Saat 18 de gelip, kapatıyoruz dediler. Ne acayip şey, saat 18de kapatmak. İşten çıktım. İşten çıkmak lafını özlemişim. Bunun bir yanılsamadan, saçma sapan bir nostaljiden ibaret olduğunu biliyorum. Beni o ofise koysalar, iki hafta sonra deliririm. Ama şimdi, iki aylık işsizlikten sonra, ve iki yıllık özgürlükten sonra, işten çıkma fikri bana sevimli geliyor. İş yapmadan yaşanmaz zihniyetine hala inanıyor değilim, hayır. Benim özlemim işten ziyade, normal hayat akışının bir parçası olabilmekle alakalı. İşten çıkmak, arkadaşlarla buluşmak, yemek yerken parayı düşünmemek, hayatın günlere ve saatlere bölünmüş olduğu bir yaşamın parçası olmak. Sanırım özlemini duyduğum şey bu.

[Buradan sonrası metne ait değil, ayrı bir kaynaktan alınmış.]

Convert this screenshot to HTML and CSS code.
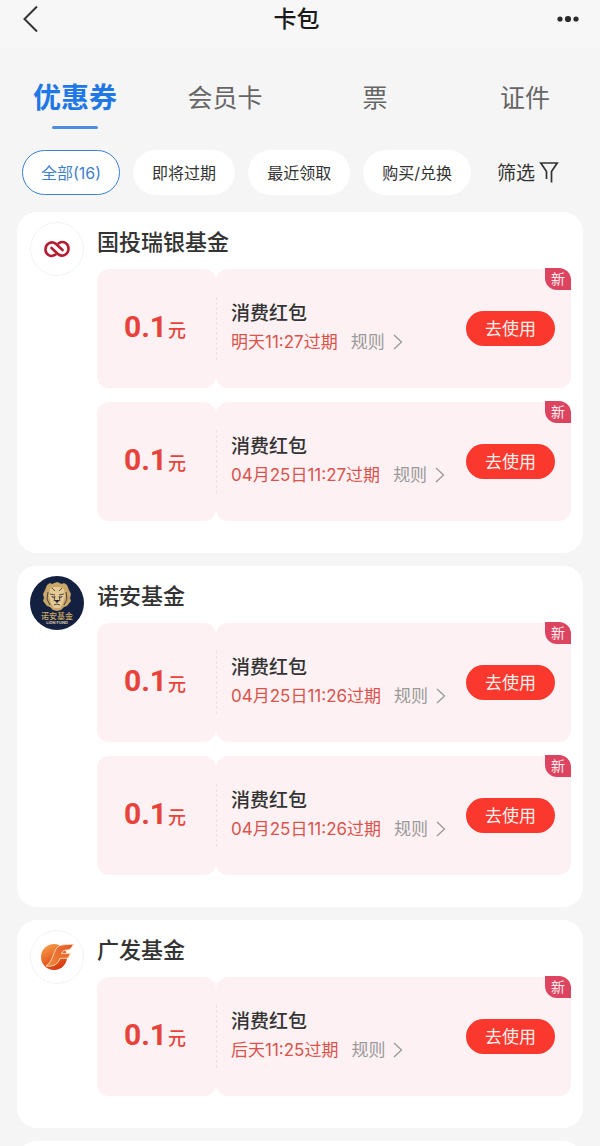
FILE: index.html
```html
<!DOCTYPE html>
<html lang="zh-CN">
<head>
    <meta charset="UTF-8">
    <meta name="viewport" content="width=device-width, initial-scale=1.0">
    <title>卡包</title>
    <link rel="stylesheet" href="styles.css">
</head>
<body>
    <div class="app">
        <header class="topbar">
            <button class="icon-btn" aria-label="返回">
                <svg width="18" height="28" viewBox="0 0 18 28" fill="none" stroke="#333" stroke-width="2"><path d="M15 1.5 2.5 14 15 26.5"/></svg>
            </button>
            <h1>卡包</h1>
            <button class="icon-btn more" aria-label="更多">
                <svg width="22" height="8" viewBox="0 0 22 8" fill="#2b2b2b"><circle cx="3" cy="4" r="2.6"/><circle cx="11" cy="4" r="3.1"/><circle cx="19" cy="4" r="2.6"/></svg>
            </button>
        </header>

        <nav class="tabs">
            <a href="#" class="active">优惠券</a>
            <a href="#">会员卡</a>
            <a href="#">票</a>
            <a href="#">证件</a>
        </nav>

        <div class="filters">
            <button class="chip selected">全部(16)</button>
            <button class="chip">即将过期</button>
            <button class="chip">最近领取</button>
            <button class="chip">购买/兑换</button>
            <button class="filter-btn">筛选
                <svg width="20" height="22" viewBox="0 0 20 22" fill="none" stroke="#333" stroke-width="1.7"><path d="M7.5 18V10.5L1.8 2H18.2L12.5 10.5V21.5"/></svg>
            </button>
        </div>

        <main class="list">
            <section class="card">
                <div class="logo">
                    <svg width="26" height="18" viewBox="0 0 26 18" fill="none" stroke="#b81c32" stroke-width="2.6" stroke-linecap="round"><path d="M11.5 14.7C6 18 1.3 14 1.5 9 1.7 3.6 7.5.6 11.5 3.6L18.5 10"/><path d="M14.5 3.3C20 0 24.7 4 24.5 9 24.3 14.4 18.5 17.4 14.5 14.4L7.5 8"/></svg>
                </div>
                <div class="card-body">
                    <h2>国投瑞银基金</h2>
                    <div class="coupon">
                        <div class="amount"><b>0.1</b>元</div>
                        <div class="detail">
                            <div class="info">
                                <h3>消费红包</h3>
                                <p>明天11:27过期<a href="#">规则<svg width="10" height="16" viewBox="0 0 10 16"><path d="M1 1 8.5 8 1 15"/></svg></a></p>
                            </div>
                            <button class="use">去使用</button>
                        </div>
                        <span class="badge">新</span>
                    </div>
                    <div class="coupon">
                        <div class="amount"><b>0.1</b>元</div>
                        <div class="detail">
                            <div class="info">
                                <h3>消费红包</h3>
                                <p>04月25日11:27过期<a href="#">规则<svg width="10" height="16" viewBox="0 0 10 16"><path d="M1 1 8.5 8 1 15"/></svg></a></p>
                            </div>
                            <button class="use">去使用</button>
                        </div>
                        <span class="badge">新</span>
                    </div>
                </div>
            </section>

            <section class="card">
                <div class="logo navy">
                    <svg width="54" height="54" viewBox="0 0 54 54">
                        <path fill="#c9a768" d="M17 9 20 7 22 8 27 6 32 8 34 7 37 9 39 14 41 18 40 22 41 25 37 30 34 31 31 34 27 35 23 34 20 31 17 30 13 25 14 22 13 18 15 14Z"/>
                        <path fill="#e4cb93" d="M20 13 24 11H30L34 13 35 20 33 27 30 32H24L21 27 19 20Z"/>
                        <g fill="none" stroke="#29263c" stroke-width="0.8"><path d="M20 18 25 19M34 18 29 19M25 20 24 25M29 20 30 25M24 29Q27 27 30 29M18 16 17 23 20 29M36 16 37 23 34 29M22 12 25 15M32 12 29 15"/></g>
                        <path fill="#29263c" d="M24 24H30L27 27ZM21 20 25 21 23 22ZM33 20 29 21 31 22Z"/>
                        <text class="logo-name" x="27" y="43" text-anchor="middle">诺安基金</text>
                        <text class="logo-sub" x="27" y="48" text-anchor="middle">LION FUND</text>
                    </svg>
                </div>
                <div class="card-body">
                    <h2>诺安基金</h2>
                    <div class="coupon">
                        <div class="amount"><b>0.1</b>元</div>
                        <div class="detail">
                            <div class="info">
                                <h3>消费红包</h3>
                                <p>04月25日11:26过期<a href="#">规则<svg width="10" height="16" viewBox="0 0 10 16"><path d="M1 1 8.5 8 1 15"/></svg></a></p>
                            </div>
                            <button class="use">去使用</button>
                        </div>
                        <span class="badge">新</span>
                    </div>
                    <div class="coupon">
                        <div class="amount"><b>0.1</b>元</div>
                        <div class="detail">
                            <div class="info">
                                <h3>消费红包</h3>
                                <p>04月25日11:26过期<a href="#">规则<svg width="10" height="16" viewBox="0 0 10 16"><path d="M1 1 8.5 8 1 15"/></svg></a></p>
                            </div>
                            <button class="use">去使用</button>
                        </div>
                        <span class="badge">新</span>
                    </div>
                </div>
            </section>

            <section class="card">
                <div class="logo">
                    <svg width="34" height="28" viewBox="0 0 34 28">
                        <defs>
                            <linearGradient id="ball" x1="0" y1="0" x2="0.5" y2="1"><stop offset="0" stop-color="#f9a64a"/><stop offset="1" stop-color="#da3a12"/></linearGradient>
                            <linearGradient id="flag" x1="1" y1="0" x2="0" y2="1"><stop offset="0" stop-color="#e4562a"/><stop offset="1" stop-color="#f08a3c"/></linearGradient>
                        </defs>
                        <circle cx="14" cy="14" r="13" fill="url(#ball)"/>
                        <path fill="url(#flag)" stroke="#fde3bd" stroke-width="0.9" d="M33.5 1C29 2 23 1 19 3 13 6 14 18 6 23 14 24 18 21 20 15.500C23 15 26 16 28.500 14.500L30.500 10C27 11 25 10.500 21.500 10.500 22.500 8 24 7 27 7 30 7 31.500 5 33.500 1Z"/>
                    </svg>
                </div>
                <div class="card-body">
                    <h2>广发基金</h2>
                    <div class="coupon">
                        <div class="amount"><b>0.1</b>元</div>
                        <div class="detail">
                            <div class="info">
                                <h3>消费红包</h3>
                                <p>后天11:25过期<a href="#">规则<svg width="10" height="16" viewBox="0 0 10 16"><path d="M1 1 8.5 8 1 15"/></svg></a></p>
                            </div>
                            <button class="use">去使用</button>
                        </div>
                        <span class="badge">新</span>
                    </div>
                </div>
            </section>

            <section class="card"></section>
        </main>
    </div>
</body>
</html>
```

FILE: styles.css
```css
* {
    box-sizing: border-box;
}
body {
    margin: 0;
    background: #f5f5f5;
    color: #333;
    font-family: Inter, "Noto Sans CJK SC", sans-serif;
}
h1, h2, h3, p {
    margin: 0;
    font-weight: 500;
}
button {
    border: none;
    padding: 0;
    font-family: inherit;
    color: inherit;
    cursor: pointer;
}
a {
    color: inherit;
    text-decoration: none;
}
svg {
    display: block;
    flex-shrink: 0;
}
.app {
    display: flex;
    flex-direction: column;
    height: 100vh;
}

/* header */
.topbar {
    display: flex;
    justify-content: space-between;
    align-items: center;
    height: 48px;
    padding: 0 21px 10px 22px;
    background: #f7f7f7;
}
.topbar h1 {
    font-size: 23px;
    line-height: 32px;
    color: #1a1a1a;
}
.icon-btn {
    display: flex;
    width: 24px;
    background: none;
}
.icon-btn.more {
    justify-content: flex-end;
    width: 32px;
}
.tabs {
    display: grid;
    grid-template-columns: repeat(4, 1fr);
    padding-top: 30px;
}
.tabs a {
    display: flex;
    flex-direction: column;
    align-items: center;
    height: 52px;
    font-size: 25px;
    line-height: 40px;
    color: #666;
}
.tabs .active {
    font-size: 28px;
    font-weight: 700;
    color: #1f78e6;
}
.tabs .active::after {
    content: "";
    width: 46px;
    height: 3px;
    margin-top: 8px;
    border-radius: 2px;
    background: #4f8de0;
}

/* filter chips */
.filters {
    display: flex;
    align-items: center;
    gap: 13px;
    padding: 20px 22px 17px;
}
.chip {
    height: 45px;
    padding: 0 19px 2px;
    border-radius: 23px;
    background: white;
    font-size: 16px;
    white-space: nowrap;
}
.chip.selected {
    padding: 0 18px 2px;
    border: 1px solid #3a80d4;
    color: #3f80cc;
}
.filter-btn {
    display: flex;
    align-items: center;
    gap: 4px;
    margin-left: 13px;
    padding-bottom: 2px;
    background: none;
    font-size: 19px;
    white-space: nowrap;
}

/* coupon list */
.list {
    flex: 1;
    min-height: 0;
    padding: 0 17px;
    overflow-y: auto;
    scrollbar-width: none;
}
.card {
    display: flex;
    gap: 13px;
    min-height: 207px;
    padding: 10px 12px 32px 13px;
    margin-bottom: 13px;
    border-radius: 20px;
    background: white;
}
.logo {
    display: flex;
    justify-content: center;
    align-items: center;
    flex-shrink: 0;
    width: 54px;
    height: 54px;
    border: 1px solid #f3f3f3;
    border-radius: 50%;
}
.logo.navy {
    border: none;
    background: #14203f;
}
.logo-name {
    font-size: 8px;
    font-weight: 500;
    fill: #c9a768;
}
.logo-sub {
    font-size: 4px;
    font-weight: 700;
    fill: #d8c9a8;
}
.card-body {
    flex: 1;
    min-width: 0;
    padding-top: 5px;
}
.card-body h2 {
    margin-bottom: 12px;
    font-size: 22px;
    line-height: 30px;
}
.coupon {
    position: relative;
    display: flex;
    height: 119px;
}
.coupon + .coupon {
    margin-top: 14px;
}
.amount {
    display: flex;
    justify-content: center;
    align-items: baseline;
    width: 119px;
    padding: 36px 3px 0 0;
    border-radius: 12px;
    background: #fdf1f3;
    color: #e8433b;
    font-size: 18px;
    font-weight: 500;
    line-height: 44px;
}
.amount b {
    margin-right: 1px;
    font-family: Roboto, sans-serif;
    font-size: 30px;
}
.detail {
    position: relative;
    flex: 1;
    display: flex;
    justify-content: space-between;
    align-items: center;
    padding: 0 16px 0 15px;
    border-radius: 12px;
    background: #fdf1f3;
}
.detail::before {
    content: "";
    position: absolute;
    left: 0;
    top: 28px;
    bottom: 28px;
    border-left: 1px dashed #f3dfe2;
}
.info {
    padding-bottom: 2px;
}
.info h3 {
    font-size: 19px;
    line-height: 28px;
}
.info p {
    display: flex;
    font-size: 17px;
    font-weight: 400;
    line-height: 28px;
    color: #d9534c;
}
.info a {
    display: flex;
    align-items: center;
    gap: 8px;
    margin-left: 13px;
    color: #999;
}
.info a svg {
    fill: none;
    stroke: #999;
    stroke-width: 1.3;
}
.use {
    width: 89px;
    height: 35px;
    padding-bottom: 2px;
    border-radius: 18px;
    background: #fb382d;
    color: #fff0ee;
    font-size: 17px;
}
.badge {
    position: absolute;
    top: -1px;
    right: 0;
    width: 26px;
    height: 22px;
    border-radius: 0 12px 0 12px;
    background: #dc4460;
    color: #ffeef0;
    font-size: 14px;
    line-height: 22px;
    text-align: center;
}
```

İşten çıktım. Hava kararmıştı. Bir sürü insan arabalarında, tramvayda, metroda, otobüste, işten eve dönüyordu. Yine aynı hüzne kapıldım. Dünyanın tekliği hüznüne. Şehri saran otobanlarda trafik vardı şimdi, insanlar arabalarında oturmuş yorgun argın eve dönüyordu. Şehrin içindeki bazı sokaklarda toplu taşıma kullanmayı kendilerine yakıştıramayan insanların kullandığı arabalar yüzünden trafik sıkışıyordu. Bir kadın köpeğini yürüyüşe çıkartmıştı. Küçük terrier cinsi beyaz köpeğin yanında ona uygun bir hızla yürüyor, hayvan ne zaman bir şeyi koklamak için durup burnunu asfalta yapıştırsa, onu çekiştirmeden, sabırla, bu koku macerası da geçene kadar bekliyordu. Tramvayda karşımda oturan genç adamın üzerinde beyaz bir ceket vardı. Biçimsiz, şişman bedenini fazlaca saran, üstelik yer yer kirli bu beyaz ceketi, belli ki şık olmak için giymişti. Niyeti ve sonucu bu kadar zıt olan bir eylemle karşılaşmak insanı hem güldürüyor hem de acıtıyor. Elinde son derece pahalı bir telefon vardı. Statü sahibi olabilmek için sonra derece pahalı bir telefon almayı, bu parayla yapabileceği başka her şeye tercih eden, üzerinde beyaz ve kirli bir ceket olan bu genç adamın hayat, kitaplar, ekonomi, hayvan hakları, çocuk kaçakçıları, dünya mirası gibi konularda ne kadar az şey bildiğini düşündüm. Dünyada olan bitenden ne kadar da habersizdi. Ne kadar da cahildi.

Tekrar dışarı baktım. Tramvayın içinden dışarı bakınca, dışarısı karanlık ve içerisi aydınlıkken, bu iki dünya birbirine karışıyor. Trafikte sıkışmış beklerken, insan dışarıda olan biteni içine sindirerek seyrediyor. Her anın farkında olarak, ve her bir anın hakkını vererek. Genç bir kadın yere oturmuş, sırtını bir duvara dayamıştı. Haline acımış olacak, başka bir kadın, yanında küçük bir kızla beraber, eğilmiş, kadınla konuşuyordu. Derdini anlamaya, ona bir şekilde yardım etmeye çalışıyordu. Yanlarından geçip giden insanlar bu ilginç üçlüye bakıyorlardı. Biraz merak, biraz rahatlama, biraz da şaşkınlıkla. Ne kadar çok şey olup bitiyordu.